**WHAT YOU SHOULD DO:** Lines holding the string "components" are the ones to copy; find them all in the data.

**DATA SECTION:**
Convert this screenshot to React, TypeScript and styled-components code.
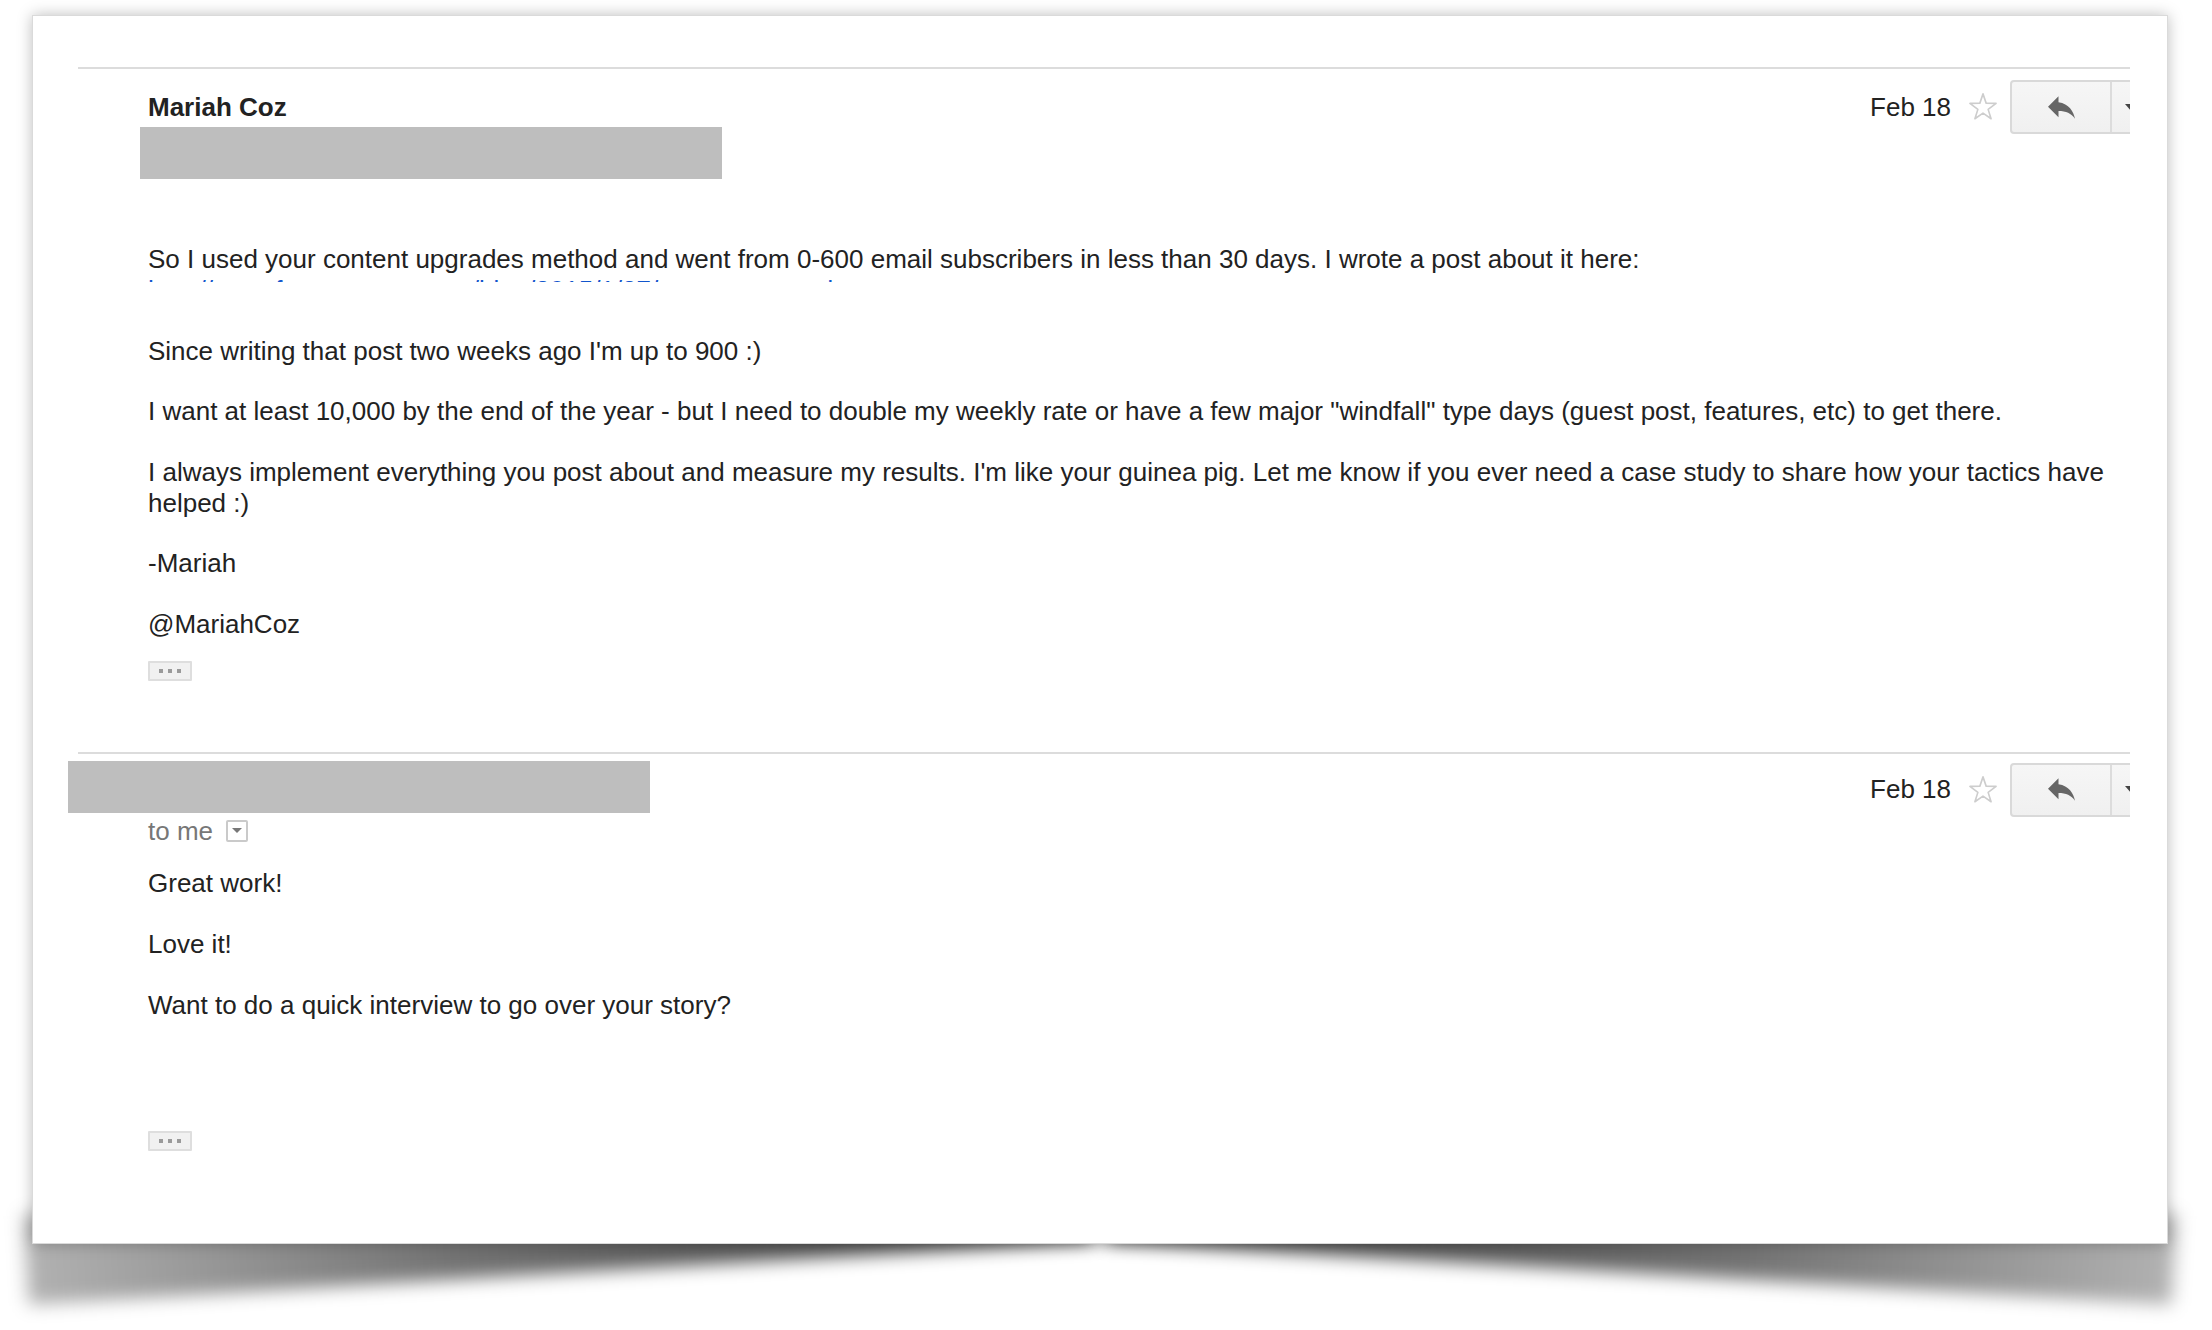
import styled, { createGlobalStyle } from "styled-components";

const GlobalStyle = createGlobalStyle`
  html, body {
    margin: 0;
    padding: 0;
    background: #fff;
  }
  body {
    font-family: "Liberation Sans", Arial, Helvetica, sans-serif;
    color: #222;
  }
`;

const Page = styled.div`
  position: relative;
  z-index: 0;
  width: 2212px;
  height: 1330px;
  box-sizing: border-box;
  padding: 15px 0 0 32px;
  background: #fff;
  overflow: hidden;
`;

// the email pane, with the curled shadow under it
const Sheet = styled.div`
  position: relative;
  width: 2136px;
  height: 1229px;
  box-sizing: border-box;
  padding: 51px 37px 0 45px;
  background: #fff;
  border: 1px solid #dadada;
  box-shadow: 0 0 14px rgba(0, 0, 0, 0.26);

  &::before,
  &::after {
    content: "";
    position: absolute;
    z-index: -1;
    bottom: -30px;
    width: 50%;
    height: 90px;
    filter: blur(9px);
  }
  &::before {
    left: -8px;
    background: linear-gradient(
      to right,
      rgba(0, 0, 0, 0.3),
      rgba(0, 0, 0, 0.55) 40%,
      rgba(0, 0, 0, 0.8)
    );
    transform: rotate(-3.4deg);
  }
  &::after {
    right: -8px;
    background: linear-gradient(
      to left,
      rgba(0, 0, 0, 0.3),
      rgba(0, 0, 0, 0.55) 40%,
      rgba(0, 0, 0, 0.8)
    );
    transform: rotate(3.4deg);
  }
`;

const Message = styled.section<{ $bottom: number }>`
  border-top: 2px solid #dcdcdc;
  padding: 0 0 ${(p) => p.$bottom}px 70px;
`;

const Header = styled.header`
  display: flex;
  justify-content: space-between;
  align-items: flex-start;
`;

const Sender = styled.div<{ $top: number }>`
  display: flex;
  flex-direction: column;
  align-items: flex-start;
  padding-top: ${(p) => p.$top}px;
  font-size: 26px;
  line-height: 30.4px;
`;

const Name = styled.span`
  font-weight: bold;
  color: #222;
`;

const Redaction = styled.div<{ $shift: number; $top: number }>`
  width: 582px;
  height: 52px;
  margin-left: -${(p) => p.$shift}px;
  margin-top: ${(p) => p.$top}px;
  background: #bebebe;
`;

const Recipient = styled.div`
  display: flex;
  align-items: center;
  gap: 13px;
  margin-top: 3px;
  color: #777;
`;

const RecipientToggle = styled.span`
  display: flex;
  align-items: center;
  justify-content: center;
  width: 18px;
  height: 18px;
  border: 2px solid #cacaca;
  border-radius: 2px;
  background: #fff;

  &::after {
    content: "";
    border-left: 5px solid transparent;
    border-right: 5px solid transparent;
    border-top: 5px solid #777;
  }
`;

const Actions = styled.div<{ $top: number }>`
  display: flex;
  align-items: center;
  margin-top: ${(p) => p.$top}px;
`;

const DateLabel = styled.span`
  font-size: 26px;
  color: #222;
  margin-right: 17px;
`;

const StarIcon = styled.svg`
  width: 30px;
  height: 32px;
  margin-right: 12px;
`;

const ReplyClip = styled.div`
  width: 120px;
  height: 54px;
  overflow: hidden;
`;

const ReplyGroup = styled.div`
  display: flex;
  width: 150px;
  height: 54px;
  box-sizing: border-box;
  border: 2px solid #d9d9d9;
  border-radius: 4px;
  background: linear-gradient(#f6f6f6, #f0f0f0);
`;

const ReplyPart = styled.div`
  display: flex;
  align-items: center;
  justify-content: center;
  width: 98px;
  border-right: 2px solid #dcdcdc;
`;

const MorePart = styled.div`
  display: flex;
  align-items: center;
  justify-content: center;
  width: 38px;

  &::after {
    content: "";
    border-left: 6px solid transparent;
    border-right: 6px solid transparent;
    border-top: 7px solid #444;
  }
`;

const Body = styled.div<{ $top: number }>`
  margin-top: ${(p) => p.$top}px;
  font-size: 26px;
  line-height: 30.4px;
  color: #222;
`;

const Para = styled.p`
  margin: 0 0 30.4px;

  &:last-child {
    margin-bottom: 0;
  }
`;

const LinkLine = styled.div`
  height: 30.4px;
`;

// the link was painted over in the screenshot, only the tops of the letters show
const LinkClip = styled.div`
  height: 7px;
  overflow: hidden;
  white-space: nowrap;
`;

const Link = styled.a`
  color: #1155cc;
  text-decoration: none;
`;

const Trimmed = styled.button<{ $top: number }>`
  display: flex;
  align-items: center;
  justify-content: center;
  gap: 5px;
  width: 44px;
  height: 20px;
  margin-top: ${(p) => p.$top}px;
  padding: 0;
  box-sizing: border-box;
  border: 2px solid #dedede;
  border-radius: 1px;
  background: #f1f1f1;
`;

const Dot = styled.span`
  width: 4px;
  height: 4px;
  background: #9a9a9a;
`;

function Star() {
  return (
    <StarIcon viewBox="0 0 24 24">
      <polygon
        points="12,1.5 14.5,8.9 22.46,9.1 16.1,13.9 18.47,21.4 12,16.9 5.53,21.4 7.9,13.9 1.54,9.1 9.5,8.9"
        fill="none"
        stroke="#cdcdcd"
        strokeWidth="1.3"
        strokeLinejoin="round"
      />
    </StarIcon>
  );
}

function ReplyButton() {
  return (
    <ReplyClip>
      <ReplyGroup>
        <ReplyPart>
          <svg width="27" height="23" viewBox="3 5 18 15">
            <path
              d="M10 9V5l-7 7 7 7v-4.1c5 0 8.5 1.6 11 5.1-1-5-4-10-11-11z"
              fill="#666"
            />
          </svg>
        </ReplyPart>
        <MorePart />
      </ReplyGroup>
    </ReplyClip>
  );
}

function MessageActions({ top }: { top: number }) {
  return (
    <Actions $top={top}>
      <DateLabel>Feb 18</DateLabel>
      <Star />
      <ReplyButton />
    </Actions>
  );
}

function TrimmedContent({ top }: { top: number }) {
  return (
    <Trimmed $top={top}>
      <Dot />
      <Dot />
      <Dot />
    </Trimmed>
  );
}

export default function App() {
  return (
    <>
      <GlobalStyle />
      <Page>
        <Sheet>
          <Message $bottom={71}>
            <Header>
              <Sender $top={23}>
                <Name>Mariah Coz</Name>
                <Redaction $shift={8} $top={5} />
              </Sender>
              <MessageActions top={11} />
            </Header>
            <Body $top={65}>
              <Para>
                So I used your content upgrades method and went from 0-600 email
                subscribers in less than 30 days. I wrote a post about it here:
                <LinkLine>
                  <LinkClip>
                    <Link href="#">
                      http://www.femtrepreneur.co/blog/2015/1/27/content-upgrades
                    </Link>
                  </LinkClip>
                </LinkLine>
              </Para>
              <Para>Since writing that post two weeks ago I'm up to 900 :)</Para>
              <Para>
                I want at least 10,000 by the end of the year - but I need to
                double my weekly rate or have a few major "windfall" type days
                (guest post, features, etc) to get there.
              </Para>
              <Para>
                I always implement everything you post about and measure my
                results. I'm like your guinea pig. Let me know if you ever need a
                case study to share how your tactics have helped :)
              </Para>
              <Para>-Mariah</Para>
              <Para>@MariahCoz</Para>
            </Body>
            <TrimmedContent top={21} />
          </Message>

          <Message $bottom={0}>
            <Header>
              <Sender $top={7}>
                <Redaction $shift={80} $top={0} />
                <Recipient>
                  to me
                  <RecipientToggle />
                </Recipient>
              </Sender>
              <MessageActions top={9} />
            </Header>
            <Body $top={22}>
              <Para>Great work!</Para>
              <Para>Love it!</Para>
              <Para>Want to do a quick interview to go over your story?</Para>
            </Body>
            <TrimmedContent top={111} />
          </Message>
        </Sheet>
      </Page>
    </>
  );
}
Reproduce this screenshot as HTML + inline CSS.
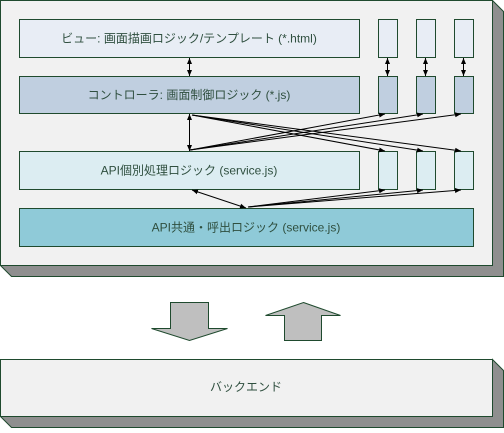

**RESULT OF THIS EXERCISE:**
Convert this screenshot to React, TypeScript and styled-components code.
import styled, { createGlobalStyle } from "styled-components";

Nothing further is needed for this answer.